INSTRUCTION >> Check every line of the material below for "image". Give the number of lines that have it, and only that.

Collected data
++++++

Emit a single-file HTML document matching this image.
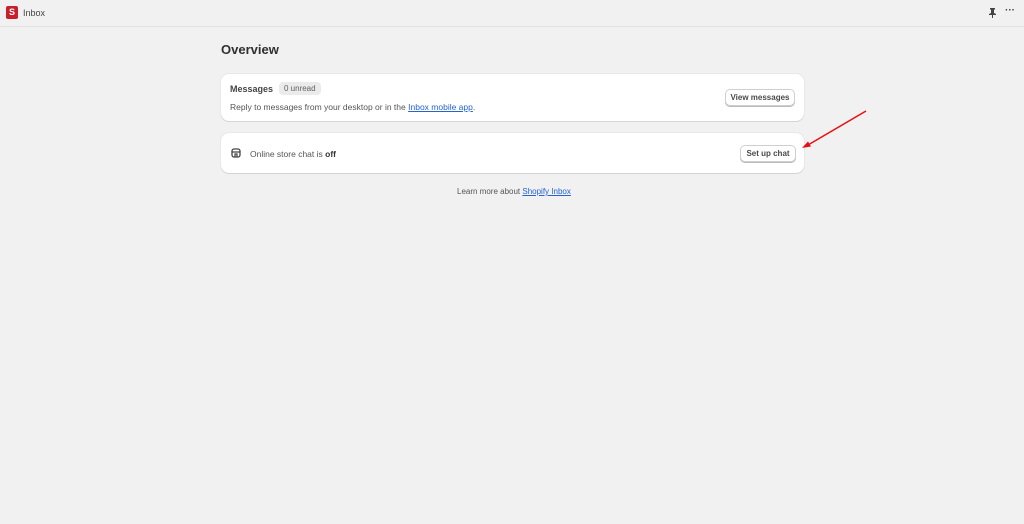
<!DOCTYPE html>
<html><head><style>
body{margin:0;width:1024px;height:524px;background:#f1f1f1;font-family:"Liberation Sans",sans-serif;color:#303030;position:relative;overflow:hidden}
.hdr{position:absolute;left:0;top:0;width:1024px;height:26px;border-bottom:1px solid #e3e3e3;background:#f1f1f1}
.logo{position:absolute;left:6px;top:6px;width:12px;height:13px;background:#c8202a;border-radius:2px;color:#fff;font-size:9px;font-weight:bold;text-align:center;line-height:13px}
.t{position:absolute;font-size:9px}
.card{position:absolute;left:221px;width:583px;background:#fff;border-radius:8px;box-shadow:0 1px 0 #d4d4d4,0 0 0 1px #e8e8e8}
.btn{position:absolute;border:1px solid #cfcfcf;border-radius:5px;background:#fff;font-size:8px;font-weight:bold;color:#4a4a4a;text-align:center;box-shadow:0 1px 0 #bbb}
a{color:#2463d1;text-decoration:underline}
</style></head><body>
<div class="hdr">
<div class="logo">S</div>
<div class="t" style="left:23px;top:8px;color:#444">Inbox</div>
<svg style="position:absolute;left:988px;top:8px" width="9" height="10" viewBox="0 0 9 10"><path d="M2 0h5v1l-1 1v3l2 1v1H1V6l2-1V2L2 1z" fill="#444"/><rect x="4" y="7" width="1" height="3" fill="#444"/></svg>
<div class="t" style="left:1005px;top:5px;font-size:10px;font-weight:bold;color:#444">···</div>
</div>
<div class="t" style="left:221px;top:42px;font-size:13px;font-weight:bold;color:#303030">Overview</div>
<div class="card" style="top:74px;height:47px">
<div class="t" style="left:9px;top:10px;font-weight:bold;font-size:9px;color:#444">Messages</div>
<div class="t" style="left:58px;top:8px;background:#ebebeb;border-radius:4px;padding:2px 5px;font-size:8px;color:#616161">0 unread</div>
<div class="t" style="left:9px;top:28px;font-size:8.5px;color:#555">Reply to messages from your desktop or in the <a>Inbox mobile app</a>.</div>
<div class="btn" style="left:504px;top:15px;width:68px;height:15px;line-height:15px">View messages</div>
</div>
<div class="card" style="top:133px;height:40px">
<svg style="position:absolute;left:10px;top:15px" width="10" height="10" viewBox="0 0 10 10"><rect x="1" y="1" width="8" height="8" rx="2" fill="none" stroke="#444" stroke-width="1.3"/><path d="M1 4h8M4 9V6h2v3" stroke="#444" stroke-width="1.2" fill="none"/></svg>
<div class="t" style="left:29px;top:16px;font-size:8.5px;color:#555">Online store chat is <b style="color:#333">off</b></div>
<div class="btn" style="left:519px;top:12px;width:54px;height:15px;line-height:15px">Set up chat</div>
</div>
<div class="t" style="left:457px;top:187px;font-size:8px;color:#555">Learn more about <a>Shopify Inbox</a></div>
<svg style="position:absolute;left:0;top:0" width="1024" height="524"><line x1="866" y1="111" x2="808" y2="145" stroke="#e81010" stroke-width="1.5"/><path d="M802 148l9-1.5-3-5z" fill="#e81010"/></svg>
</body></html>
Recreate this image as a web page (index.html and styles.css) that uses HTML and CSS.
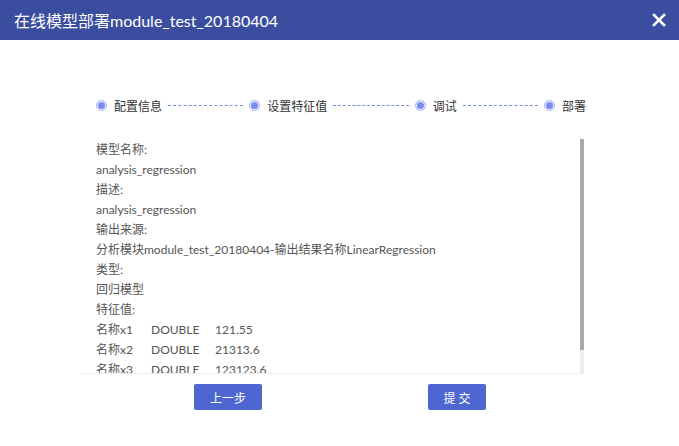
FILE: index.html
```html
<!DOCTYPE html>
<html lang="zh">
<head>
<meta charset="utf-8">
<title>在线模型部署</title>
<link rel="stylesheet" href="styles.css">
</head>
<body>
<div class="dialog">
  <div class="header">
    <span class="title">在线模型部署module_test_20180404</span>
    <svg class="close" width="14" height="14" viewBox="0 0 14 14"><path d="M2 2 L12 12 M12 2 L2 12" stroke="#fff" stroke-width="2.6" stroke-linecap="square"/></svg>
  </div>
  <div class="steps">
    <div class="step"><span class="dot"></span><span class="label">配置信息</span></div>
    <div class="dash"></div>
    <div class="step"><span class="dot"></span><span class="label">设置特征值</span></div>
    <div class="dash"></div>
    <div class="step"><span class="dot"></span><span class="label">调试</span></div>
    <div class="dash"></div>
    <div class="step"><span class="dot"></span><span class="label">部署</span></div>
  </div>
  <div class="scroll">
    <div class="content">
      <div class="line">模型名称:</div>
      <div class="line">analysis_regression</div>
      <div class="line">描述:</div>
      <div class="line">analysis_regression</div>
      <div class="line">输出来源:</div>
      <div class="line">分析模块module_test_20180404-输出结果名称LinearRegression</div>
      <div class="line">类型:</div>
      <div class="line">回归模型</div>
      <div class="line">特征值:</div>
      <div class="line row"><span class="c1">名称x1</span><span class="c2">DOUBLE</span><span>121.55</span></div>
      <div class="line row"><span class="c1">名称x2</span><span class="c2">DOUBLE</span><span>21313.6</span></div>
      <div class="line row"><span class="c1">名称x3</span><span class="c2">DOUBLE</span><span>123123.6</span></div>
    </div>
    <div class="track"><div class="thumb"></div></div>
  </div>
  <div class="actions">
    <button class="btn prev">上一步</button>
    <button class="btn submit">提 交</button>
  </div>
</div>
</body>
</html>
```
FILE: styles.css
```css
html, body {
  margin: 0;
  padding: 0;
  background: #fff;
}
body {
  font-family: "Lato", "Noto Sans CJK SC", sans-serif;
  width: 679px;
  height: 446px;
  overflow: hidden;
}
.header {
  height: 40px;
  background: #3a4d9e;
  display: flex;
  align-items: center;
  justify-content: space-between;
  padding: 0 13px 0 14px;
}
.title {
  color: #fff;
  font-size: 16px;
  font-family: "Lato", "Noto Sans CJK SC", sans-serif;
}
.close {
  display: block;
}
.steps {
  display: flex;
  align-items: center;
  margin: 55px 93px 0 96px;
  height: 20px;
}
.step {
  display: flex;
  align-items: center;
}
.dot {
  width: 11px;
  height: 11px;
  box-sizing: border-box;
  border-radius: 50%;
  border: 1px solid #b3bdf5;
  background: #7b8cf0;
  box-shadow: inset 0 0 0 1px #fff;
  margin-right: 7px;
}
.label {
  font-size: 12px;
  color: #333;
}
.dash {
  flex: 1;
  border-top: 1px dashed #7b8cf0;
  margin: 0 6px;
}
.scroll {
  margin: 24px 95px 0 80px;
  height: 234px;
  display: flex;
  border-bottom: 1px solid #eeeeee;
}
.content {
  flex: 1;
  overflow: hidden;
  padding-left: 16px;
  font-size: 12px;
  color: #555;
}
.track {
  width: 4px;
  background: #eeeeee;
}
.thumb {
  height: 211px;
  background: #aaaaaa;
}
.line {
  height: 20px;
  line-height: 20px;
  white-space: nowrap;
}
.line:first-child {
  margin-top: 1px;
}
.row .c1 {
  display: inline-block;
  width: 55px;
}
.row .c2 {
  display: inline-block;
  width: 64px;
}
.actions {
  display: flex;
  margin: 10px 0 0 194px;
  gap: 166px;
}
.btn {
  height: 26px;
  border: none;
  border-radius: 2px;
  background: #4e66cf;
  color: #fff;
  font-size: 12px;
  font-family: "Lato", "Noto Sans CJK SC", sans-serif;
  padding: 0;
}
.prev {
  width: 68px;
}
.submit {
  width: 58px;
}
```
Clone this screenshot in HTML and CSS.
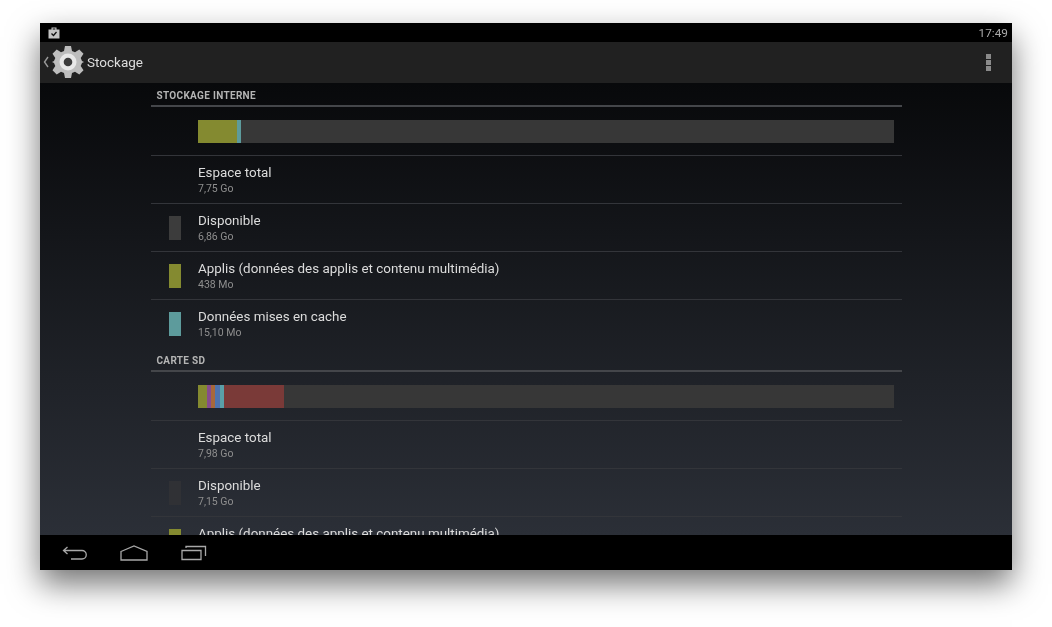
FILE: index.html
```
<!DOCTYPE html>
<html lang="fr">
<head>
<meta charset="utf-8">
<title>Stockage</title>
<link rel="stylesheet" href="styles.css">
</head>
<body>
<div class="device">
  <div class="status">
    <svg class="status-icon" width="12" height="12" viewBox="0 0 12 12"><path d="M3.500 2.500V.500h5v2H11.500v9H.500v-9zM4.700 2.500h2.600V1.600H4.700z" fill="#c4c4c4" fill-rule="evenodd"/><path d="M3.500 6.500l2 2 3-3.500" fill="none" stroke="#111" stroke-width="1.300"/></svg>
    <span class="clock">17:49</span>
  </div>
  <div class="actionbar">
    <svg class="chevron" width="6" height="12" viewBox="0 0 6 12"><path d="M5 1L1.500 6 5 11" fill="none" stroke="#9a9a9a" stroke-width="1.400"/></svg>
    <svg class="gear" width="32" height="32" viewBox="0 0 32 32"><path fill="#bdbdbd" d="M13 0h6l1 5 3 1.300 4.300-2.800 4.200 4.200L28.700 12l1.300 3 2 1-2 1-1.300 3 2.800 4.300-4.200 4.200L23 25.700 20 27l-1 5h-6l-1-5-3-1.300-4.300 2.800-4.200-4.200L3.300 20 2 17l-2-1 2-1 1.300-3L.500 7.700l4.200-4.200L9 6.300 12 5z"/><circle cx="16" cy="16" r="8.500" fill="#e8e8e8"/><circle cx="16" cy="16" r="4.300" fill="#3c3c3c"/></svg>
    <span class="title">Stockage</span>
    <span class="menu"><i></i><i></i><i></i></span>
  </div>
  <div class="content">
    <div class="column">
      <div class="section-head">STOCKAGE INTERNE</div>
      <div class="bar-row">
        <div class="bar">
          <span class="seg olive w-a"></span><span class="seg teal w-b"></span>
        </div>
      </div>
      <div class="row"><span class="swatch"></span><div><div class="name">Espace total</div><div class="sub">7,75 Go</div></div></div>
      <div class="row"><span class="swatch grey"></span><div><div class="name">Disponible</div><div class="sub">6,86 Go</div></div></div>
      <div class="row"><span class="swatch olive"></span><div><div class="name">Applis (données des applis et contenu multimédia)</div><div class="sub">438 Mo</div></div></div>
      <div class="row last"><span class="swatch teal"></span><div><div class="name">Données mises en cache</div><div class="sub">15,10 Mo</div></div></div>
      <div class="section-head">CARTE SD</div>
      <div class="bar-row">
        <div class="bar">
          <span class="seg olive w-c"></span><span class="seg purple w-d"></span><span class="seg orange w-e"></span><span class="seg blue w-f"></span><span class="seg cyan w-g"></span><span class="seg red w-h"></span>
        </div>
      </div>
      <div class="row"><span class="swatch"></span><div><div class="name">Espace total</div><div class="sub">7,98 Go</div></div></div>
      <div class="row"><span class="swatch dim"></span><div><div class="name">Disponible</div><div class="sub">7,15 Go</div></div></div>
      <div class="row"><span class="swatch olive"></span><div><div class="name">Applis (données des applis et contenu multimédia)</div></div></div>
    </div>
  </div>
  <div class="navbar">
    <svg width="26" height="16" viewBox="0 0 26 16"><path d="M5.500 2L1.500 5.500 5.500 9M1.500 5.500H20a4 4 0 0 1 0 8.500H9" fill="none" stroke="#a8a8a8" stroke-width="1.300"/></svg>
    <svg width="28" height="16" viewBox="0 0 28 16"><path d="M1 6.500L14 1l13 5.500V15H1z" fill="none" stroke="#a8a8a8" stroke-width="1.300"/></svg>
    <svg width="27" height="16" viewBox="0 0 27 16"><path d="M2 5.500h19V14.500H2zM6 3V1.500H25.500V11" fill="none" stroke="#a8a8a8" stroke-width="1.300"/></svg>
  </div>
</div>
</body>
</html>
```
FILE: styles.css
```
* { box-sizing: border-box; }
html, body { margin: 0; height: 100%; background: #fff; overflow: hidden; }
body { padding: 23px 40px 57px; font-family: Roboto, "Liberation Sans", sans-serif; }
.device {
  height: 547px;
  display: flex;
  flex-direction: column;
  overflow: hidden;
  background: #000;
  box-shadow: 0 14px 30px rgba(0, 0, 0, .55);
  filter: blur(.4px);
}
.status {
  height: 19px;
  flex: none;
  display: flex;
  align-items: center;
  justify-content: space-between;
  padding: 0 4px 0 8px;
  background: #000;
}
.clock { font-size: 11.800px; color: #a9a9a9; }
.actionbar {
  height: 41px;
  flex: none;
  display: flex;
  align-items: center;
  padding: 0 21px 2px 3px;
  background: #212121;
}
.chevron { margin-right: 3px; }
.gear { margin-right: 3px; }
.title { font-size: 13.500px; color: #dcdcdc; flex: 1; }
.menu { display: flex; flex-direction: column; gap: 1px; margin-top: 2px; }
.menu i { display: block; width: 5px; height: 5px; background: #8a8a8a; }
.content {
  height: 452px;
  flex: none;
  overflow: hidden;
  padding-left: 111px;
  background: linear-gradient(#08090b, #2b2f37);
}
.column { width: 751px; }
.section-head {
  height: 24px;
  padding: 6.500px 0 0 5.500px;
  border-bottom: 2px solid #44464a;
  font-size: 10px;
  font-weight: 700;
  line-height: 12px;
  letter-spacing: .32px;
  color: #b4b4b4;
}
.bar-row {
  height: 49px;
  padding: 13px 8px 0 47px;
  border-bottom: 1px solid #33353a;
}
.bar { display: flex; height: 23px; background: #373737; }
.seg { display: block; height: 100%; }
.row {
  height: 48px;
  display: flex;
  border-bottom: 1px solid #33353a;
  padding-top: 8px;
}
.row.last { border-bottom: 0; }
.swatch { width: 12px; height: 24px; margin: 4px 17.500px 0 17.500px; flex: none; }
.name { font-size: 13.400px; line-height: 18px; color: #dcdcdc; }
.sub { font-size: 10.500px; line-height: 15px; margin-top: -1px; color: #8f8f8f; }
.grey { background: #3c3c3c; }
.dim { background: #303135; }
.olive { background: #848a30; }
.teal { background: #5d9b9c; }
.purple { background: #864d8c; }
.orange { background: #a8683a; }
.blue { background: #4e73ad; }
.cyan { background: #5aa0a8; }
.red { background: #7a3a38; }
.w-a { width: 39px; }
.w-b { width: 4px; }
.w-c { width: 9px; }
.w-d { width: 4px; }
.w-e { width: 4px; }
.w-f { width: 5px; }
.w-g { width: 4px; }
.w-h { width: 60px; }
.navbar {
  height: 35px;
  flex: none;
  display: flex;
  align-items: center;
  gap: 32px;
  padding: 0 0 0 22px;
  background: #000;
}
```
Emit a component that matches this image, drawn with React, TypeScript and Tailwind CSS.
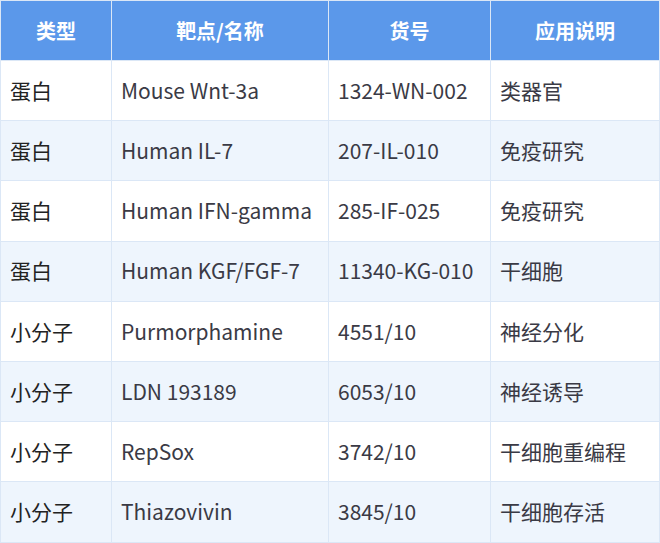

++++++

PROBLEM SOLUTION >> 3